* _DO THIS_
Reproduce the listing word for word, leaving every picture behind.

* _DATASET EXCERPT_
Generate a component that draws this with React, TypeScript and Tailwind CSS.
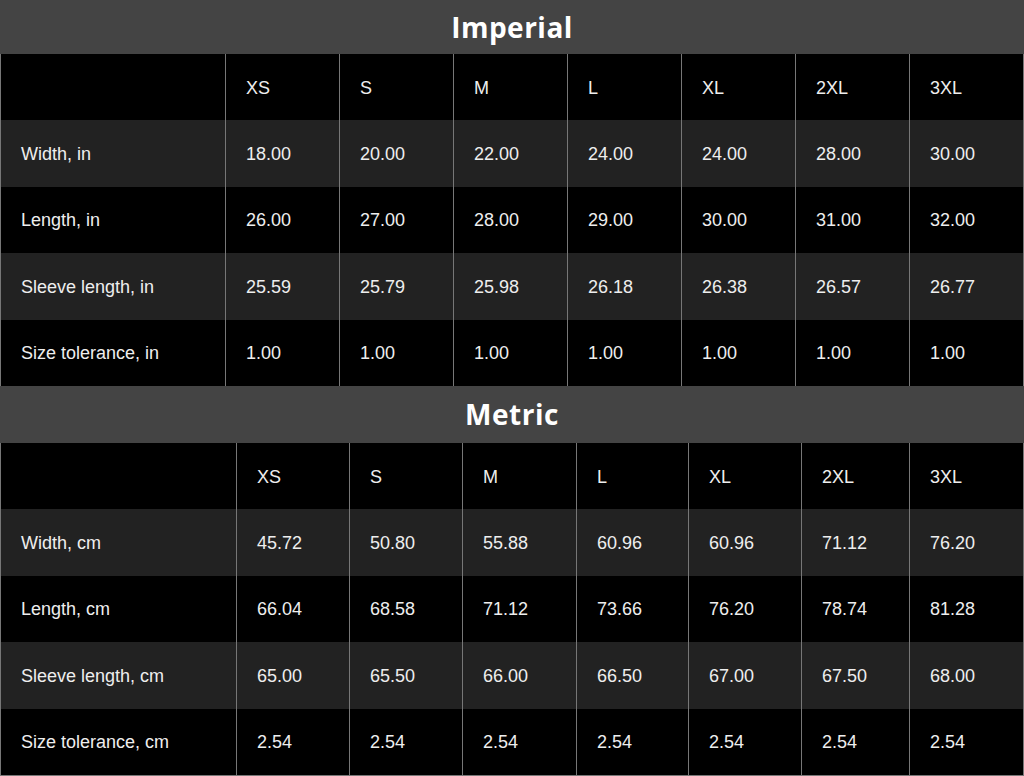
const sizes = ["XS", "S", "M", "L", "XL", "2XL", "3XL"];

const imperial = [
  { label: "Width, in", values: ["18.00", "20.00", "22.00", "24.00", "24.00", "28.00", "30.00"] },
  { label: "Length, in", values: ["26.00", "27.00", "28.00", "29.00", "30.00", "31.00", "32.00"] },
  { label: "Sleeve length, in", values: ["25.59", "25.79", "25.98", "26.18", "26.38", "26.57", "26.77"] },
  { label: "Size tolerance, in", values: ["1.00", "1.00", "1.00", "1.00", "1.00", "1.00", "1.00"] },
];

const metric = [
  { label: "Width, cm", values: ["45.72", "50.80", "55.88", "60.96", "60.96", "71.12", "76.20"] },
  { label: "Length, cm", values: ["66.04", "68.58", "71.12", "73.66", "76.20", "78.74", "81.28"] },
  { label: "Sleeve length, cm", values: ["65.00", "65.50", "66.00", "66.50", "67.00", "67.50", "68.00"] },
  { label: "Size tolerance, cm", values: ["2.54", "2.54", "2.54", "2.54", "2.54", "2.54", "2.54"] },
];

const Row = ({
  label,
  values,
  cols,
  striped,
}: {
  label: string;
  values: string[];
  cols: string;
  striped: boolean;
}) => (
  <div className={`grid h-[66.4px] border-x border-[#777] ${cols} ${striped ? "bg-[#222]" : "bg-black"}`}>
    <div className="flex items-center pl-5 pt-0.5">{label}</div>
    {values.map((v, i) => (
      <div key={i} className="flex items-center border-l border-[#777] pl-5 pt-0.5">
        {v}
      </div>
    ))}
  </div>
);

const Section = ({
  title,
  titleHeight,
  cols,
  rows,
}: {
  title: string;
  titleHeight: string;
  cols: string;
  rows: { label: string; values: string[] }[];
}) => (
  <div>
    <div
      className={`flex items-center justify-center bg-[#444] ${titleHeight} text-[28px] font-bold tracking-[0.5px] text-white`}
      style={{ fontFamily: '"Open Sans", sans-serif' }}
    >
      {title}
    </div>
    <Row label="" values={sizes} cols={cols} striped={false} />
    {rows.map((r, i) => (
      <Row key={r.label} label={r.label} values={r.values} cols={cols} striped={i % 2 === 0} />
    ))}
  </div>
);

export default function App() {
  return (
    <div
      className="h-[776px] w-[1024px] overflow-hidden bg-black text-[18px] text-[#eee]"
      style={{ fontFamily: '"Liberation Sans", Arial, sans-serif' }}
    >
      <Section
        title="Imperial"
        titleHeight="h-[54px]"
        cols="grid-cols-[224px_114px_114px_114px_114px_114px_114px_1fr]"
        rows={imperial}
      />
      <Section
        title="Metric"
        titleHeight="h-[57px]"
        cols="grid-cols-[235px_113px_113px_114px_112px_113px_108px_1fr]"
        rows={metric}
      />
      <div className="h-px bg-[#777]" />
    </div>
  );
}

* _EXERCISE SOLUTION_
Generate a component that draws this with React, TypeScript and Tailwind CSS.
const sizes = ["XS", "S", "M", "L", "XL", "2XL", "3XL"];

const imperial = [
  { label: "Width, in", values: ["18.00", "20.00", "22.00", "24.00", "24.00", "28.00", "30.00"] },
  { label: "Length, in", values: ["26.00", "27.00", "28.00", "29.00", "30.00", "31.00", "32.00"] },
  { label: "Sleeve length, in", values: ["25.59", "25.79", "25.98", "26.18", "26.38", "26.57", "26.77"] },
  { label: "Size tolerance, in", values: ["1.00", "1.00", "1.00", "1.00", "1.00", "1.00", "1.00"] },
];

const metric = [
  { label: "Width, cm", values: ["45.72", "50.80", "55.88", "60.96", "60.96", "71.12", "76.20"] },
  { label: "Length, cm", values: ["66.04", "68.58", "71.12", "73.66", "76.20", "78.74", "81.28"] },
  { label: "Sleeve length, cm", values: ["65.00", "65.50", "66.00", "66.50", "67.00", "67.50", "68.00"] },
  { label: "Size tolerance, cm", values: ["2.54", "2.54", "2.54", "2.54", "2.54", "2.54", "2.54"] },
];

const Row = ({
  label,
  values,
  cols,
  striped,
}: {
  label: string;
  values: string[];
  cols: string;
  striped: boolean;
}) => (
  <div className={`grid h-[66.4px] border-x border-[#777] ${cols} ${striped ? "bg-[#222]" : "bg-black"}`}>
    <div className="flex items-center pl-5 pt-0.5">{label}</div>
    {values.map((v, i) => (
      <div key={i} className="flex items-center border-l border-[#777] pl-5 pt-0.5">
        {v}
      </div>
    ))}
  </div>
);

const Section = ({
  title,
  titleHeight,
  cols,
  rows,
}: {
  title: string;
  titleHeight: string;
  cols: string;
  rows: { label: string; values: string[] }[];
}) => (
  <div>
    <div
      className={`flex items-center justify-center bg-[#444] ${titleHeight} text-[28px] font-bold tracking-[0.5px] text-white`}
      style={{ fontFamily: '"Open Sans", sans-serif' }}
    >
      {title}
    </div>
    <Row label="" values={sizes} cols={cols} striped={false} />
    {rows.map((r, i) => (
      <Row key={r.label} label={r.label} values={r.values} cols={cols} striped={i % 2 === 0} />
    ))}
  </div>
);

export default function App() {
  return (
    <div
      className="h-[776px] w-[1024px] overflow-hidden bg-black text-[18px] text-[#eee]"
      style={{ fontFamily: '"Liberation Sans", Arial, sans-serif' }}
    >
      <Section
        title="Imperial"
        titleHeight="h-[54px]"
        cols="grid-cols-[224px_114px_114px_114px_114px_114px_114px_1fr]"
        rows={imperial}
      />
      <Section
        title="Metric"
        titleHeight="h-[57px]"
        cols="grid-cols-[235px_113px_113px_114px_112px_113px_108px_1fr]"
        rows={metric}
      />
      <div className="h-px bg-[#777]" />
    </div>
  );
}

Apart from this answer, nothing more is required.